Led by our knee slappin' professional caller (and my teacher for the year) Mr. Hauble, and decked in our best western outfits we had rehearsed weeks in advance for the big show. My partner Sue Loomis was in the sixth grade and quite an attractive young lass (though not my type not being anything near resembling the truly memorable Tracy Siegfried) and being a grade in front of me I was quite frightened to say anything to her. Thus despite the intimacy of swinging her around and dosey doeing around her afternoon after afternoon I barely said a word other than "I'm sorry" whenever I would mess a step up.
I don't remember a whole lot about our arrival at the Civic Center and sitting and watching the first half of the game. I do remember lining up with Sue, fourth in line to come swinging out front to back, back to front to midcourt. The adrenaline was pumping that night and I remembered swinging Sue with more force than usual only noticing that fact by her skirt flying higher than ever and her uttering, "You're really swinging hard..."
It was a whirlwind of a night. I arrived home and found out my parents had taken pictures of the TV screen (this kids, was before everyone and their mother even knew what a VCR was). For some reason the TV station had chosen to show me more than any of the other kids (perhaps it had something to do with me not looking anything like any of the others?). The next day at school Sue Loomis even made mention of the fact of how well I danced and how she had heard we were the couple most prominently featured on TV.

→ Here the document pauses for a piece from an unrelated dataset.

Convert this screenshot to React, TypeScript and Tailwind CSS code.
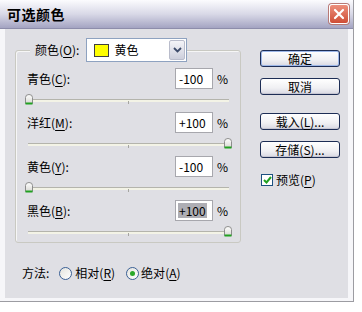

But none of that mattered. I was more thrilled I had gotten to see the game. McHale was a treat to watch and following him throughout his college career as a Gopher and his pro career as a Celtic I was such a fan that I patterned my own game after his. I had all the low post moves down pat, from the turnaround fadeaway jumper to the baby hook, I was among the best players of the 1977 Parkview Junior High b-squad team. Then everyone else grew a foot and a half and my game took a precipitous fall. I swear if only I was another two feet taller I'd be a star in the NBA right now. Instead I've had to resign myself to being an excellent dribbler of another stripe.
All this came clearly into mind this past week as I attended my first Gopher's basketball game this season. I was truly impressed by the star freshman, Rick Rickert's game. I've never seen a Minnesota freshman so polished since McHale. Everything Rickert does on the court is smooth and fluid and I marveled at his many moves as he poured in 28 points against a terribly outmatched Penn State team.
Having once been a season ticket holder it was a nice reminder at how fun going to a game at Williams Arena can be. Though all traces of the Clem Haskins era have been disturbingly erased from sight as if any of us can truly forget that magical final four run of 1997, watching a game in the Barn remains something to behold. The atmosphere is intimate and larger than life all at the same time. The enthusiasm is contagious. The history rings from the rafters as clearly as the singing of the rouser. From McHale to Rickert the dancing never quite ever can be quelled no matter what has gone down over the years.